Black Mirror’s most important function is not to show us a particular vision of future technology that is more compelling than others–suggesting that we will actually have brain-computer interfaces before flying cars is not a revelation it seeks. It works by showing us the fact of our present technology, deconstructed and reconstructed, so that we might intensify our current desires and anxieties in its reflection. The technology it depicts is not futuristic, but fundamentally contemporary. If one of the worlds of Black Mirror contains brain-computer interfaces, it is only because we think of our current technology as so nearly existent in cultural value if not through science, that we might as well begin to consider it as if it were possible. The technology functions as metaphor, like any social monster, representative of our current unknowns. It is a highly symbolic form of make-believe, a kind of play for us. As we watch these episodes play out on our own flat black screens, our smart phones continue to chirp, the internet updates with new products available, the government continues to scan us for threats, and our social connections realign their network of opinion, providing both cultural reinforcement and detriment as the clattering pachinko balls of updates, posts, Likes, and retweets dictate, as they snow in slowly concreting sediment.
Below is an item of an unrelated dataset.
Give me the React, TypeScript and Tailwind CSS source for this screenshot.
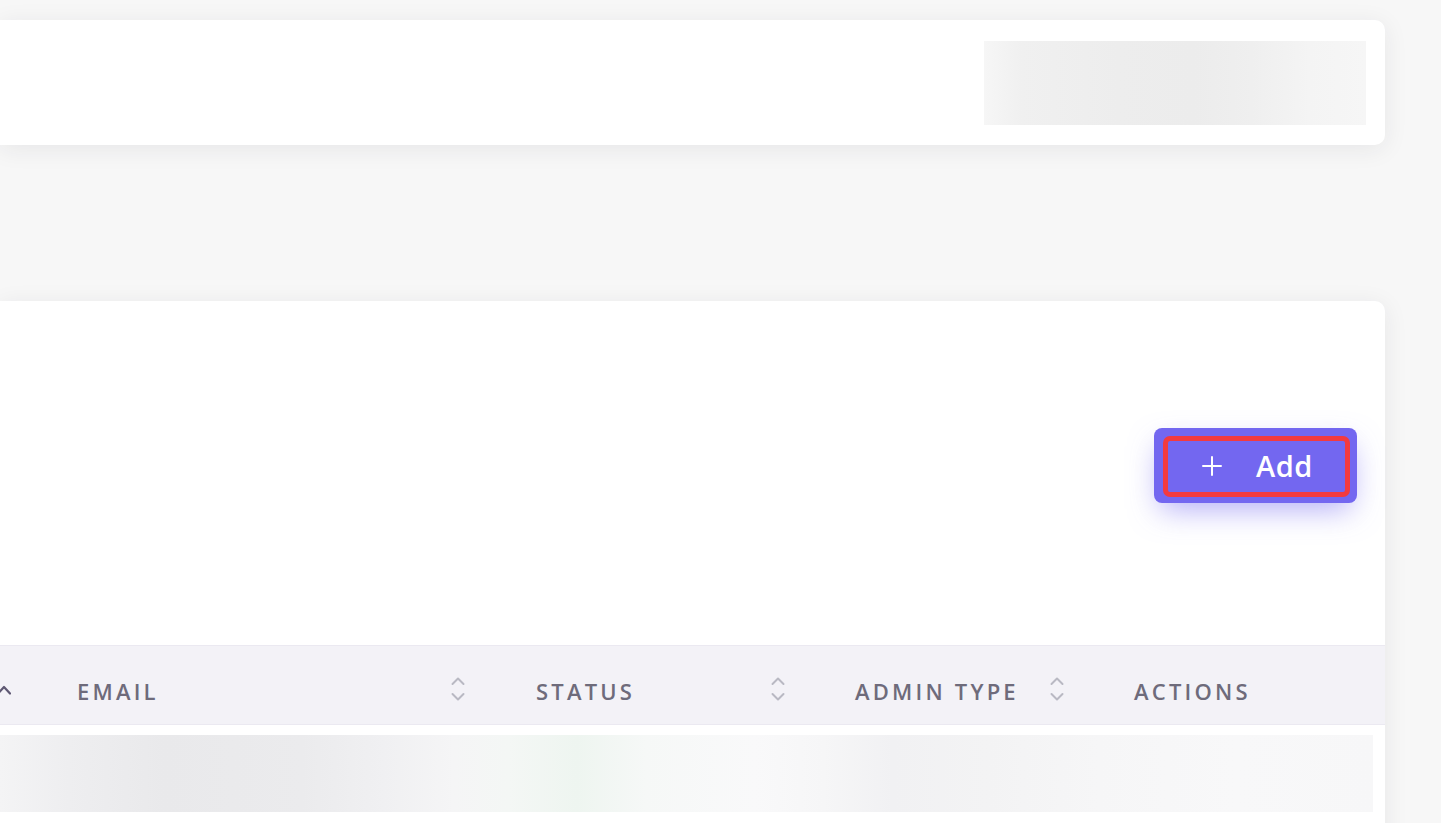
import React from "react";

function SortIcon({ className = "" }: { className?: string }) {
  return (
    <svg width="16" height="30" viewBox="0 0 16 30" className={className} fill="none">
      <path d="M2.5 10 L8 4.5 L13.5 10" stroke="#b9b9c3" strokeWidth="2" strokeLinecap="round" strokeLinejoin="round" />
      <path d="M2.5 20 L8 25.5 L13.5 20" stroke="#b9b9c3" strokeWidth="2" strokeLinecap="round" strokeLinejoin="round" />
    </svg>
  );
}

function HeaderText({ children }: { children: React.ReactNode }) {
  return (
    <span className="mt-[3px] text-[22px] font-semibold tracking-[3.2px] text-[#6e6b7b] leading-none whitespace-nowrap">
      {children}
    </span>
  );
}

export default function App() {
  return (
    <div
      className="min-h-screen h-[823px] overflow-hidden bg-[#f7f7f7]"
      style={{ fontFamily: '"Open Sans", "Liberation Sans", sans-serif' }}
    >
      <div className="pt-[20px] pr-[56px]">
        {/* top card */}
        <div className="h-[125px] bg-white rounded-r-[10px] shadow-[0_4px_24px_0_rgba(34,41,47,0.08)] flex items-center justify-end pr-[19px]">
          <div className="w-[382px] h-[84px] bg-[linear-gradient(90deg,#f6f6f6_0%,#f0f0f0_10%,#ededed_35%,#ececec_55%,#efefef_70%,#f4f4f4_85%,#f6f6f6_100%)]" />
        </div>

        {/* main card */}
        <div className="mt-[156px] bg-white rounded-tr-[10px] shadow-[0_4px_24px_0_rgba(34,41,47,0.08)] h-[560px]">
          <div className="h-[344px] pt-[127px] pr-[28px] flex justify-end items-start">
            <button className="relative w-[203px] h-[75px] rounded-[8px] bg-[#7367f0] text-white flex items-center pl-[48px] shadow-[0_12px_30px_-6px_rgba(115,103,240,0.55)]">
              <svg width="20" height="20" viewBox="0 0 20 20" fill="none">
                <path d="M10 1 V19 M1 10 H19" stroke="white" strokeWidth="2" strokeLinecap="round" />
              </svg>
              <span className="ml-[34px] text-[29px] font-semibold leading-none tracking-[0.5px]">Add</span>
              <span className="absolute left-[9px] top-[8px] right-[7px] bottom-[6px] border-[5px] border-[#f33a3f] rounded-[7px]" />
            </button>
          </div>

          {/* table header */}
          <div className="h-[80px] pt-[8px] bg-[#f3f2f7] border-t border-b border-[#ebe9f1] flex items-center">
            <div className="w-[38px] flex items-center">
              <svg width="14" height="12" viewBox="0 0 14 12" fill="none" className="-ml-[3px] mt-[2px]">
                <path d="M1 9.5 L7 3 L13 9.5" stroke="#5e5873" strokeWidth="2.2" strokeLinecap="round" strokeLinejoin="round" />
              </svg>
            </div>
            <div className="w-[459px] pl-[39px] pr-[31px] flex items-center justify-between">
              <HeaderText>EMAIL</HeaderText>
              <SortIcon />
            </div>
            <div className="w-[319px] pl-[39px] pr-[30px] flex items-center justify-between">
              <HeaderText>STATUS</HeaderText>
              <SortIcon />
            </div>
            <div className="w-[279px] pl-[39px] pr-[30px] flex items-center justify-between">
              <HeaderText>ADMIN TYPE</HeaderText>
              <SortIcon />
            </div>
            <div className="flex-1 pl-[39px] flex items-center">
              <HeaderText>ACTIONS</HeaderText>
            </div>
          </div>

          {/* blurred row */}
          <div className="pt-[10px] pr-[12px]">
            <div className="h-[77px] bg-[linear-gradient(90deg,#f4f4f5_0%,#eeeef0_5%,#e9e9eb_12%,#ebebed_22%,#f0f0f2_28%,#f5f5f6_33%,#f4f7f5_37%,#eef5f0_42%,#f6f8f7_47%,#f9f9fa_55%,#f6f6f7_60%,#f1f1f3_65%,#f3f3f4_72%,#f6f6f7_80%,#f8f8f9_90%,#f7f7f8_100%)]" />
          </div>
        </div>
      </div>
    </div>
  );
}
The fictional principles of this television program are only more memes added to the mix–more short, utterable phrases in the continuously evolving discourse that is our discovery of what we are inventing. The relationship between the show and the real world is not simply commentary or prediction, but the creation of a ludic, liminal space, in which our minds can play out its dreams while we simultaneously continue to thumb our touchscreens. Neither a sense of authentic reality nor dramatic irony is the result. We are left right where we started, in the now, with the same problems we had.

4

Perhaps the best way of showing how the fictional show so closely interfaces with our reality, is to dive into its content. Submitted for your approval: the plots of the three episodes of the first season of Black Mirror, which each express current feelings about current technology, shrouded in the obscuring disguise of a speculative future. (Spoilers for the next seven paragraphs.)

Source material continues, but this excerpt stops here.